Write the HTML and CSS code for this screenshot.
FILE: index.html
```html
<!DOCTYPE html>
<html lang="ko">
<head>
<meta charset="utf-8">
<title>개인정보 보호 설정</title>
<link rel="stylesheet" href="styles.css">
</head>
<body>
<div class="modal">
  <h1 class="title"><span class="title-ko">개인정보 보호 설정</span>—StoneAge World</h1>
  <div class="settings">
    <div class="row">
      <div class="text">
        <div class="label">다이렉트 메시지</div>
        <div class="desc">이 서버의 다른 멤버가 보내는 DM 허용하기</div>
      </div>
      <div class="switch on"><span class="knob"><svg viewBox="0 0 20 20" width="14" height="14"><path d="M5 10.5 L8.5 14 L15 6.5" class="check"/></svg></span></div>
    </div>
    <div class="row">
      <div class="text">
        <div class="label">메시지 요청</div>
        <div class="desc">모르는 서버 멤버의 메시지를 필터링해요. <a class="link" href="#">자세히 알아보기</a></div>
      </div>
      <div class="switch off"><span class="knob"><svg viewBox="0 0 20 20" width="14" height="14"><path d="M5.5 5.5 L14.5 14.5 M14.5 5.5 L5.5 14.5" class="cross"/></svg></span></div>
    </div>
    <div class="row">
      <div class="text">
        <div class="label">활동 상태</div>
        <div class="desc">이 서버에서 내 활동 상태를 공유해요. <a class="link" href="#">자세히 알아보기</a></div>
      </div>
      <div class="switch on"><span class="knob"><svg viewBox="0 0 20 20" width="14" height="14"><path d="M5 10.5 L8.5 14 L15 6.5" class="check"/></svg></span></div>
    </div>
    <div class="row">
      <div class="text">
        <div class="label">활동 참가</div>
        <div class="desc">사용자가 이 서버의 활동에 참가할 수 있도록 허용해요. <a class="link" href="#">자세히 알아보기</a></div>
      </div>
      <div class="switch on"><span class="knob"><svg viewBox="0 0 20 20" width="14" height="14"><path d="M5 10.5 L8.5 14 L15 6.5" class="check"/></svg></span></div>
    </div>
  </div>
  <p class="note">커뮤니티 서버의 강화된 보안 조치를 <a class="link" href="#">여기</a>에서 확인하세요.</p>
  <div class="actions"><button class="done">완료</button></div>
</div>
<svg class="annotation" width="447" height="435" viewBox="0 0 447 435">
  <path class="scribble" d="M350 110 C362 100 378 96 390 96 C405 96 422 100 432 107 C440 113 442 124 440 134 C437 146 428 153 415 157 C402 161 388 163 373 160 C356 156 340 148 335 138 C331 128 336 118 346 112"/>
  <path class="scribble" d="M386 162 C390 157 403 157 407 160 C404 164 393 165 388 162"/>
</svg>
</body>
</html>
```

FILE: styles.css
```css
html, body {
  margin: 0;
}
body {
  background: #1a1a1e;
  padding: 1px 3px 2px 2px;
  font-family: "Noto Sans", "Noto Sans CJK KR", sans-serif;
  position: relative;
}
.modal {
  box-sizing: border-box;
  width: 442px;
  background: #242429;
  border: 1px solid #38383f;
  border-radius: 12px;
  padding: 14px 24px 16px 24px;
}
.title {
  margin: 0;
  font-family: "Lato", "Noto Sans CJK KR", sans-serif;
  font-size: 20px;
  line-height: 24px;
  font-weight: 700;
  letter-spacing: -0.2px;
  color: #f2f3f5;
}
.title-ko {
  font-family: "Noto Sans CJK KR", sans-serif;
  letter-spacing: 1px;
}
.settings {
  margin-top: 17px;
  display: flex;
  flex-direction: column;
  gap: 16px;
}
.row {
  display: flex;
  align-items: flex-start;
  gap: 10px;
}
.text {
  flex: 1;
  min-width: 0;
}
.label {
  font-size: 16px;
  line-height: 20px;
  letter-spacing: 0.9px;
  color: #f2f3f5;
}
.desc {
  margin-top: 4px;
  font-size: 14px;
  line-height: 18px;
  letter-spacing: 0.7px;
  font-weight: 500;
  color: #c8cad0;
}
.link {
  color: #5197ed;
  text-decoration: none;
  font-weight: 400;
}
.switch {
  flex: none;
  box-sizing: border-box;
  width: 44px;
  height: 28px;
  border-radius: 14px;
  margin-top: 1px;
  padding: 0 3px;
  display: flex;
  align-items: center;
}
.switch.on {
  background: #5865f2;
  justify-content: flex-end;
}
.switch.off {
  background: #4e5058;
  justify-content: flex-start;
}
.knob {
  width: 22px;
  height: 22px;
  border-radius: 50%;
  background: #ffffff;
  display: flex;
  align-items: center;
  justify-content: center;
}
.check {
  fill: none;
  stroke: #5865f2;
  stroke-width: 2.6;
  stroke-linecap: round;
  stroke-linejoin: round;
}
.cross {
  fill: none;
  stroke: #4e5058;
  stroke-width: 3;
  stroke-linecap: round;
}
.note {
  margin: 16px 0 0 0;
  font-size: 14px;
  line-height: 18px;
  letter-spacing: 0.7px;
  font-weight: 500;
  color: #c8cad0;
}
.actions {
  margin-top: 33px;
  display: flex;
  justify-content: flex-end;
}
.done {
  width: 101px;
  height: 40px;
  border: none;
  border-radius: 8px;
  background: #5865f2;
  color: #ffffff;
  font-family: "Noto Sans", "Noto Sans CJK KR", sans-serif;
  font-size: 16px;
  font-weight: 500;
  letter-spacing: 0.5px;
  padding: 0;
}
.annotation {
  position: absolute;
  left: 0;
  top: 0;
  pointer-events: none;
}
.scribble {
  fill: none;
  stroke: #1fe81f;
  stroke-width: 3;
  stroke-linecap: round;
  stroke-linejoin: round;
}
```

——

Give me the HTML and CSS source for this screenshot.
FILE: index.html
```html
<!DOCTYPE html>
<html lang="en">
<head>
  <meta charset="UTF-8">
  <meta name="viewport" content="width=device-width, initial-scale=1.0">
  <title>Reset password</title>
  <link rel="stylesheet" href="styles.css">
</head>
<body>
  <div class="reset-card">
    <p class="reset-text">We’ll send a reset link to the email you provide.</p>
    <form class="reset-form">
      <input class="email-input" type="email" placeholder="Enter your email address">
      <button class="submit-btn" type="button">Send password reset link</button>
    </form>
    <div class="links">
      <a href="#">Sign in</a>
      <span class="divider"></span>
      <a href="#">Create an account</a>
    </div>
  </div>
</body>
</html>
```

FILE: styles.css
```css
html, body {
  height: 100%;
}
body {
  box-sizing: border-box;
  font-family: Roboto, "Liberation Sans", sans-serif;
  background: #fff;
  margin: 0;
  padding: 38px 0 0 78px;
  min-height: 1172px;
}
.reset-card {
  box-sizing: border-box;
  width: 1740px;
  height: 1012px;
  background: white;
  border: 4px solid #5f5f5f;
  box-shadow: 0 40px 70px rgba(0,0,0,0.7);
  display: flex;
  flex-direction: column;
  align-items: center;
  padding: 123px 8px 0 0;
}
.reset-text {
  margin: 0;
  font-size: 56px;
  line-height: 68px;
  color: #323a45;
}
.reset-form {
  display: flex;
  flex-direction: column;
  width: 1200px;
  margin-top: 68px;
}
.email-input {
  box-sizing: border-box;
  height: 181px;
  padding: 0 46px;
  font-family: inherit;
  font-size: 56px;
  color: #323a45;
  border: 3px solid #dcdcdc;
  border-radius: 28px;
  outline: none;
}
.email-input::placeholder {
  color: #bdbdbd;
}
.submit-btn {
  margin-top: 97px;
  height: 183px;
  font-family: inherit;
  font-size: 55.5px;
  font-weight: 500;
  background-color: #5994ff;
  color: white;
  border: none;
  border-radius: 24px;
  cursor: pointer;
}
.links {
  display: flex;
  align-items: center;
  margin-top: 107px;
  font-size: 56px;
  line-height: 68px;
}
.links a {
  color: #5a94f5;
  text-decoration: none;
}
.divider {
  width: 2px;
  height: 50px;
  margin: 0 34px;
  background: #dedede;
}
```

——

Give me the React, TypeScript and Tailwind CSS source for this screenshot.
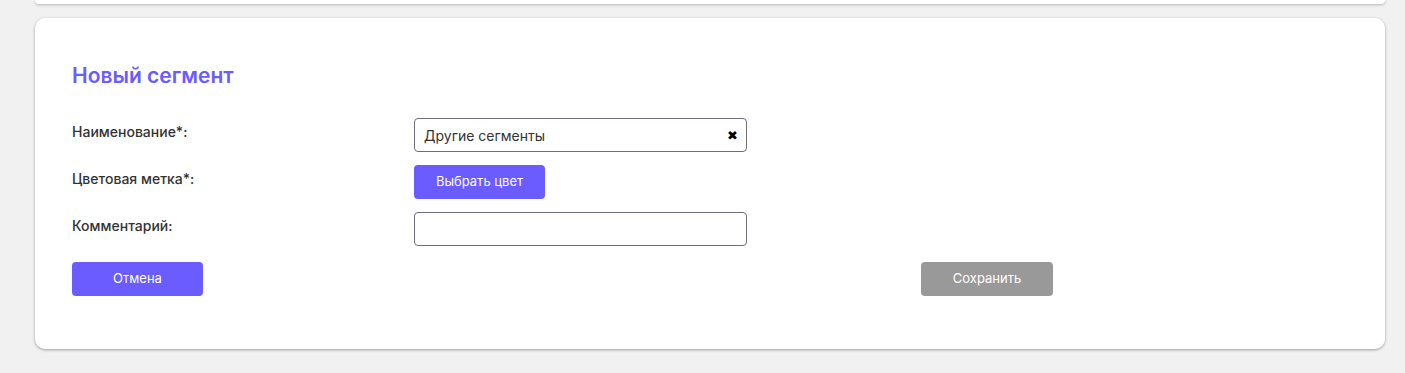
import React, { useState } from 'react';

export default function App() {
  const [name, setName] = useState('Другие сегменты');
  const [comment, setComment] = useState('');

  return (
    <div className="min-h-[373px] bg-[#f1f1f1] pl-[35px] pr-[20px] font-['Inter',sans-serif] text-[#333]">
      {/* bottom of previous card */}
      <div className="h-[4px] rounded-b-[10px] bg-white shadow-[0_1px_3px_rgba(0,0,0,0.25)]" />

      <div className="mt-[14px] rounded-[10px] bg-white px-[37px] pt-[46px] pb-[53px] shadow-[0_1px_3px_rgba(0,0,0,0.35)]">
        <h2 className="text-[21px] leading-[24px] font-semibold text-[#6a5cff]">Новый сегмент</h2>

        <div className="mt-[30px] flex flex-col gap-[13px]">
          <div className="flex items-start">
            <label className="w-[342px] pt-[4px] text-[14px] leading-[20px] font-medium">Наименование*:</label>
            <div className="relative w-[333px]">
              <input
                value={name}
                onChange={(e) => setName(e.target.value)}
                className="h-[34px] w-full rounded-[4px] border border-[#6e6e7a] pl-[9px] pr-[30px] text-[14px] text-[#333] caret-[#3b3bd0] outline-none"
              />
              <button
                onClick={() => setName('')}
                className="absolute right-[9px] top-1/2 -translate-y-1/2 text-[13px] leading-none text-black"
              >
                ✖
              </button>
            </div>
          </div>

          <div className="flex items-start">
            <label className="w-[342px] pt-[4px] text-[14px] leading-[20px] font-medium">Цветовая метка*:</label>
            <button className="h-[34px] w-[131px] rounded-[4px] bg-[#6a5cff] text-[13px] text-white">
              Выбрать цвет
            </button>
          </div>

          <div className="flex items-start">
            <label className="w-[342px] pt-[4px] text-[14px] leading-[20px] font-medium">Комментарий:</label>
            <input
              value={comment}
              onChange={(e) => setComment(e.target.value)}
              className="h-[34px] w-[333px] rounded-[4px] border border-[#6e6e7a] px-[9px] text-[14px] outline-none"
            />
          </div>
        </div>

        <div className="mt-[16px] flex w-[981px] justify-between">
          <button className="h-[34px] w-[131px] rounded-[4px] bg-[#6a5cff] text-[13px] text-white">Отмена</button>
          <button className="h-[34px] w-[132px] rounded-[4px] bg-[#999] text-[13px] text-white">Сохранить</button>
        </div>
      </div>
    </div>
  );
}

——

Your objective →
Find how many lines hold the string "Give", and state that number alone.

The reply →
2